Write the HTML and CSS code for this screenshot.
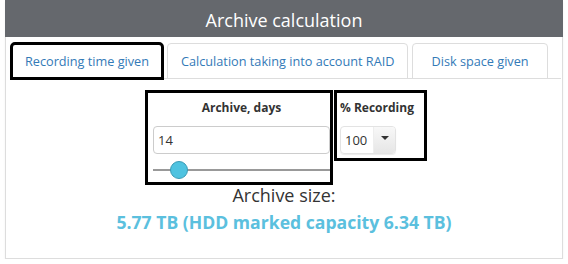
FILE: index.html
```html
<!DOCTYPE html>
<html lang="en">
  <head>
    <meta charset="UTF-8" />
    <title>Archive calculation</title>
    <link rel="stylesheet" href="styles.css">
  </head>
  <body>
    <div class="panel">
      <div class="panel-heading">Archive calculation</div>
      <div class="panel-body">
        <ul class="nav-tabs">
          <li class="tab active">Recording time given</li>
          <li class="tab">Calculation taking into account RAID</li>
          <li class="tab">Disk space given</li>
        </ul>

        <div class="form-row">
          <div class="field field-days">
            <label>Archive, days</label>
            <input type="text" class="form-control" value="14">
            <input type="range" class="slider" min="1" max="120" value="14">
          </div>
          <div class="field field-percent">
            <label>% Recording</label>
            <div class="select">
              <span class="select-value">100</span>
              <span class="select-btn"><span class="caret"></span></span>
            </div>
          </div>
        </div>

        <div class="result">
          <div class="result-label">Archive size:</div>
          <div class="result-value">5.77 TB (HDD marked capacity 6.34 TB)</div>
        </div>
      </div>
    </div>
  </body>
</html>
```
FILE: styles.css
```css
* {
  margin: 0;
  padding: 0;
  box-sizing: border-box;
}
body {
  font-family: "Open Sans", sans-serif;
  background: white;
  color: #333;
}
.panel {
  margin: 0 5px;
  height: 259px;
  border: 1px solid #ddd;
  border-top: none;
  box-shadow: 0 2px 2px rgba(0, 0, 0, 0.06);
}
.panel-heading {
  margin: 0 -1px;
  height: 37px;
  padding-top: 3px;
  line-height: 34px;
  background: #65686d;
  color: white;
  font-size: 18px;
  text-align: center;
}

/* tabs */
.nav-tabs {
  display: flex;
  list-style: none;
  margin: 6px 1px 0 4px;
  border-bottom: 1px solid #ddd;
}
.tab {
  margin: 0 4px -1px 0;
  padding: 9px 13px;
  border: 1px solid #ddd;
  border-radius: 4px 4px 0 0;
  color: #337ab7;
  font-size: 12.7px;
  line-height: 16px;
}
.tab:first-child {
  margin-left: 1px;
}
.tab:last-child {
  padding: 9px 18px;
}
.tab.active {
  background: white;
  border-bottom-color: white;
  outline: 3px solid #000;
  outline-offset: -2px;
}

/* form */
.form-row {
  display: flex;
  justify-content: center;
  align-items: flex-start;
  margin-top: 11px;
  padding-left: 4px;
}
.field {
  border: 3px solid #000;
}
.field label {
  display: block;
  font-size: 12px;
  font-weight: bold;
  line-height: 17px;
  margin-bottom: 10px;
}
.field-days {
  width: 188px;
  padding: 6px 0 3px 5px;
}
.field-days label {
  text-align: center;
}
.field-percent {
  width: 93px;
  margin-left: 1px;
  padding: 6px 0 4px 3px;
}
.form-control {
  display: block;
  width: 177px;
  height: 28px;
  padding: 0 4px;
  border: 1px solid #ccc;
  border-radius: 4px;
  font-family: inherit;
  font-size: 13px;
  color: #333;
}
.slider {
  -webkit-appearance: none;
  appearance: none;
  display: block;
  width: 177px;
  height: 18px;
  margin-top: 7px;
  background: transparent;
}
.slider::-webkit-slider-runnable-track {
  height: 2px;
  background: #999;
}
.slider::-webkit-slider-thumb {
  -webkit-appearance: none;
  width: 18px;
  height: 18px;
  margin-top: -8px;
  border-radius: 50%;
  border: 1px solid #3a9bb5;
  background: #4fc3e0;
}
.select {
  display: flex;
  width: 56px;
  height: 28px;
  border: 1px solid #e3e3e3;
  border-radius: 4px;
  box-shadow: 0 1px 1px rgba(0, 0, 0, 0.08);
  overflow: hidden;
}
.select-value {
  flex: 1;
  padding-left: 4px;
  font-size: 13px;
  line-height: 26px;
}
.select-btn {
  display: flex;
  align-items: center;
  justify-content: center;
  width: 22px;
  background: linear-gradient(#f8f8f8, #e6e6e6);
  border-left: 1px solid #eee;
}
.caret {
  width: 0;
  height: 0;
  margin-top: -5px;
  border-left: 4px solid transparent;
  border-right: 4px solid transparent;
  border-top: 4px solid #333;
}

/* result */
.result {
  text-align: center;
}
.result-label {
  font-size: 18px;
  line-height: 20px;
}
.result-value {
  margin-top: 5px;
  color: #5bc0de;
  font-size: 17.6px;
  font-weight: bold;
  line-height: 24px;
}
```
=-=-=
*EXERCISE GOAL*
Pictures are excluded; copy all other data exactly as shown.

*EXERCISE RESPONSE*
Write the HTML and CSS code for this screenshot.
FILE: index.html
```html
<!DOCTYPE html>
<html lang="en">
  <head>
    <meta charset="UTF-8" />
    <title>Archive calculation</title>
    <link rel="stylesheet" href="styles.css">
  </head>
  <body>
    <div class="panel">
      <div class="panel-heading">Archive calculation</div>
      <div class="panel-body">
        <ul class="nav-tabs">
          <li class="tab active">Recording time given</li>
          <li class="tab">Calculation taking into account RAID</li>
          <li class="tab">Disk space given</li>
        </ul>

        <div class="form-row">
          <div class="field field-days">
            <label>Archive, days</label>
            <input type="text" class="form-control" value="14">
            <input type="range" class="slider" min="1" max="120" value="14">
          </div>
          <div class="field field-percent">
            <label>% Recording</label>
            <div class="select">
              <span class="select-value">100</span>
              <span class="select-btn"><span class="caret"></span></span>
            </div>
          </div>
        </div>

        <div class="result">
          <div class="result-label">Archive size:</div>
          <div class="result-value">5.77 TB (HDD marked capacity 6.34 TB)</div>
        </div>
      </div>
    </div>
  </body>
</html>
```
FILE: styles.css
```css
* {
  margin: 0;
  padding: 0;
  box-sizing: border-box;
}
body {
  font-family: "Open Sans", sans-serif;
  background: white;
  color: #333;
}
.panel {
  margin: 0 5px;
  height: 259px;
  border: 1px solid #ddd;
  border-top: none;
  box-shadow: 0 2px 2px rgba(0, 0, 0, 0.06);
}
.panel-heading {
  margin: 0 -1px;
  height: 37px;
  padding-top: 3px;
  line-height: 34px;
  background: #65686d;
  color: white;
  font-size: 18px;
  text-align: center;
}

/* tabs */
.nav-tabs {
  display: flex;
  list-style: none;
  margin: 6px 1px 0 4px;
  border-bottom: 1px solid #ddd;
}
.tab {
  margin: 0 4px -1px 0;
  padding: 9px 13px;
  border: 1px solid #ddd;
  border-radius: 4px 4px 0 0;
  color: #337ab7;
  font-size: 12.7px;
  line-height: 16px;
}
.tab:first-child {
  margin-left: 1px;
}
.tab:last-child {
  padding: 9px 18px;
}
.tab.active {
  background: white;
  border-bottom-color: white;
  outline: 3px solid #000;
  outline-offset: -2px;
}

/* form */
.form-row {
  display: flex;
  justify-content: center;
  align-items: flex-start;
  margin-top: 11px;
  padding-left: 4px;
}
.field {
  border: 3px solid #000;
}
.field label {
  display: block;
  font-size: 12px;
  font-weight: bold;
  line-height: 17px;
  margin-bottom: 10px;
}
.field-days {
  width: 188px;
  padding: 6px 0 3px 5px;
}
.field-days label {
  text-align: center;
}
.field-percent {
  width: 93px;
  margin-left: 1px;
  padding: 6px 0 4px 3px;
}
.form-control {
  display: block;
  width: 177px;
  height: 28px;
  padding: 0 4px;
  border: 1px solid #ccc;
  border-radius: 4px;
  font-family: inherit;
  font-size: 13px;
  color: #333;
}
.slider {
  -webkit-appearance: none;
  appearance: none;
  display: block;
  width: 177px;
  height: 18px;
  margin-top: 7px;
  background: transparent;
}
.slider::-webkit-slider-runnable-track {
  height: 2px;
  background: #999;
}
.slider::-webkit-slider-thumb {
  -webkit-appearance: none;
  width: 18px;
  height: 18px;
  margin-top: -8px;
  border-radius: 50%;
  border: 1px solid #3a9bb5;
  background: #4fc3e0;
}
.select {
  display: flex;
  width: 56px;
  height: 28px;
  border: 1px solid #e3e3e3;
  border-radius: 4px;
  box-shadow: 0 1px 1px rgba(0, 0, 0, 0.08);
  overflow: hidden;
}
.select-value {
  flex: 1;
  padding-left: 4px;
  font-size: 13px;
  line-height: 26px;
}
.select-btn {
  display: flex;
  align-items: center;
  justify-content: center;
  width: 22px;
  background: linear-gradient(#f8f8f8, #e6e6e6);
  border-left: 1px solid #eee;
}
.caret {
  width: 0;
  height: 0;
  margin-top: -5px;
  border-left: 4px solid transparent;
  border-right: 4px solid transparent;
  border-top: 4px solid #333;
}

/* result */
.result {
  text-align: center;
}
.result-label {
  font-size: 18px;
  line-height: 20px;
}
.result-value {
  margin-top: 5px;
  color: #5bc0de;
  font-size: 17.6px;
  font-weight: bold;
  line-height: 24px;
}
```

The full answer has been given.